Description: Jean Holdridge Reeves, awaiting assignment, describes attending a lecture on censorship, swimming, being visited by friends, and needing to alter uniforms but having no thread. She also provides details from her visit to a native village.

Creator: Jean Holdridge Reeves

Biographical Info: Jean Holdridge Reeves (b. 1920) of Marion, Ohio, served in the Pacific as a member of the Red Cross from 1944 to 1946.

Collection: Jean Holdridge Reeves Papers

Rights: It is responsibility of the user to follow the copyright law of the United States (Title 17, U.S. Code). Materials are not to be reproduced in published works without written consent, and any use should credit Jackson Library, The University of North Carolina at Greensboro.

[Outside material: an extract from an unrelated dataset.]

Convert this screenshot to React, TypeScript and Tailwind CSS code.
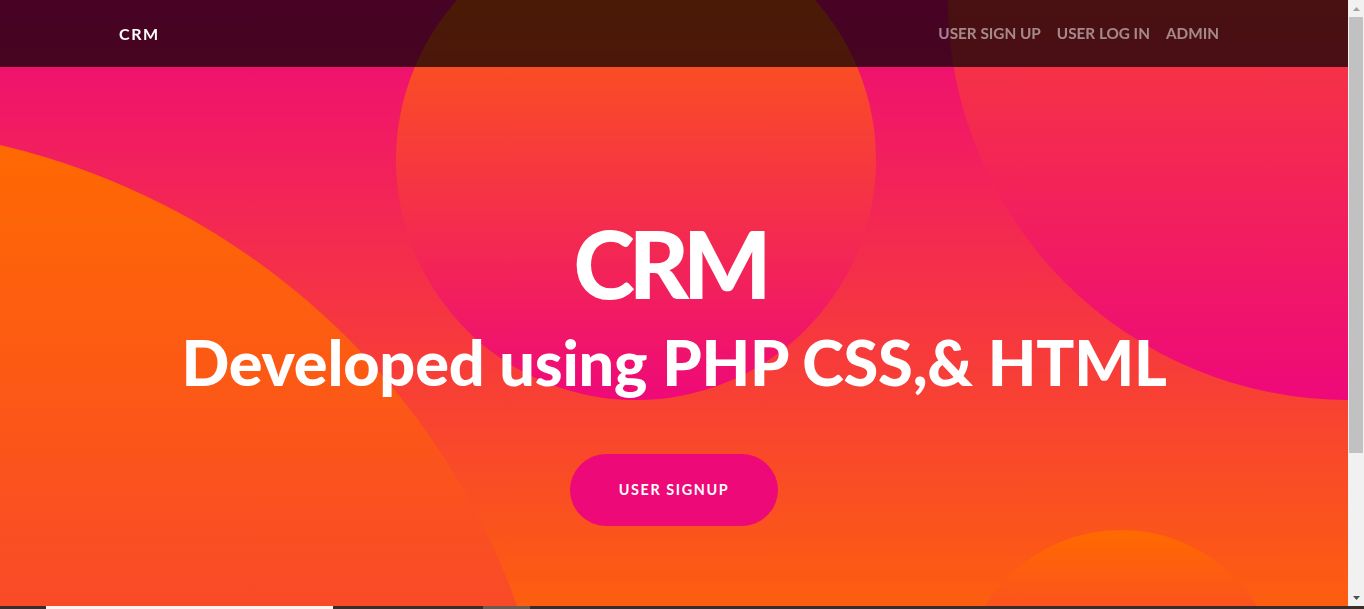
const circle =
  "absolute rounded-full bg-[linear-gradient(to_bottom,#ff6a00,#ee0979)]";

function FakeScrollbar() {
  return (
    <div className="fixed right-0 top-0 z-30 flex h-[606px] w-[16px] flex-col bg-[#f1f1f1]">
      <div className="flex h-[17px] items-center justify-center">
        <svg width="7" height="4" viewBox="0 0 7 4">
          <path d="M3.5 0 L7 4 L0 4 Z" fill="#a3a3a3" />
        </svg>
      </div>
      <div className="mx-[1px] h-[436px] bg-[#c1c1c1]" />
      <div className="flex-1" />
      <div className="flex h-[17px] items-center justify-center">
        <svg width="7" height="4" viewBox="0 0 7 4">
          <path d="M0 0 L7 0 L3.5 4 Z" fill="#505050" />
        </svg>
      </div>
    </div>
  );
}

export default function App() {
  const links = ["User Sign Up", "User Log In", "Admin"];
  return (
    <div className="min-h-[780px] w-[1348px] font-['Lato',sans-serif]">
      <nav className="fixed left-0 top-0 z-20 h-[67px] w-[1348px] bg-black/70">
        <div className="mx-auto flex h-full w-[1140px] items-center justify-between px-[15px]">
          <a href="#" className="text-[16px] font-bold uppercase tracking-[0.1rem] text-white">
            CRM
          </a>
          <ul className="mr-[2px] flex">
            {links.map((l) => (
              <li key={l}>
                <a href="#" className="block px-2 text-[15.3px] font-bold uppercase text-white/50">
                  {l}
                </a>
              </li>
            ))}
          </ul>
        </div>
      </nav>

      <header className="relative h-[690px] overflow-hidden bg-[linear-gradient(to_top,#ff6a00,#ee0979)] pt-[208px] text-center">
        <div className="relative z-10">
          <h1 className="pr-[9px] text-[93px] font-black leading-[1.2] tracking-[-6px] text-white">
            CRM
          </h1>
          <h2 className="mt-[4px] text-[63px] font-black leading-[1.2] tracking-[-0.2px] text-white">
            Developed using PHP CSS,&amp; HTML
          </h2>
          <div className="mt-[55px] flex justify-center">
            <a
              href="#"
              className="rounded-full border border-[#ee0979] bg-[#ee0979] px-12 py-6 text-[14.4px] font-bold uppercase leading-[1.5] tracking-[0.1rem] text-white"
            >
              User Signup
            </a>
          </div>
        </div>
        <div className={`${circle} left-[-890px] top-[126px] h-[1450px] w-[1450px]`} />
        <div className={`${circle} right-[-400px] top-[-400px] h-[800px] w-[800px]`} />
        <div className={`${circle} bottom-[-160px] right-[5%] h-[320px] w-[320px]`} />
        <div className={`${circle} right-[35%] top-[-80px] h-[480px] w-[480px]`} />
      </header>

      <footer className="h-[90px] bg-black" />

      <FakeScrollbar />

      <div className="fixed inset-x-0 bottom-0 z-40 flex h-[3px] bg-[#3b2c2a]">
        <div className="ml-[46px] w-[287px] bg-[#fbf3ee]" />
        <div className="ml-[150px] w-[47px] bg-[#6e5a4e]" />
      </div>
    </div>
  );
}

Full Text: Dearest Folksies,

Saturday is wash day for me and it’s already done. Now we’re waiting for another lecture. Seems that censorship are a bit hard to get in some minds. The Army and Navy rules vary a bit so we had found this a bit confusing, to say the least. Don’t believe I’ve told you that I was at the 7th Fleet Base Command now still waiting to go out. In the mean time I’ve repacked everything so that my luggage won’t be too heavy for flying, if that’s the way the ARC decides to send me. I’m going out with another Betty (notice the difference in spelling). She is one of the girls who has been in Ireland. We were cabin mates shipboard so I know we’ll get along pretty well. Betty is a bit shorter than I, quite sturdier, with dark hair and a pretty smile. I’ll get some pictures as soon as possible and sen them. Yes, Daddy I would appreciate all the film you can get 616 size. I’ve a roll already.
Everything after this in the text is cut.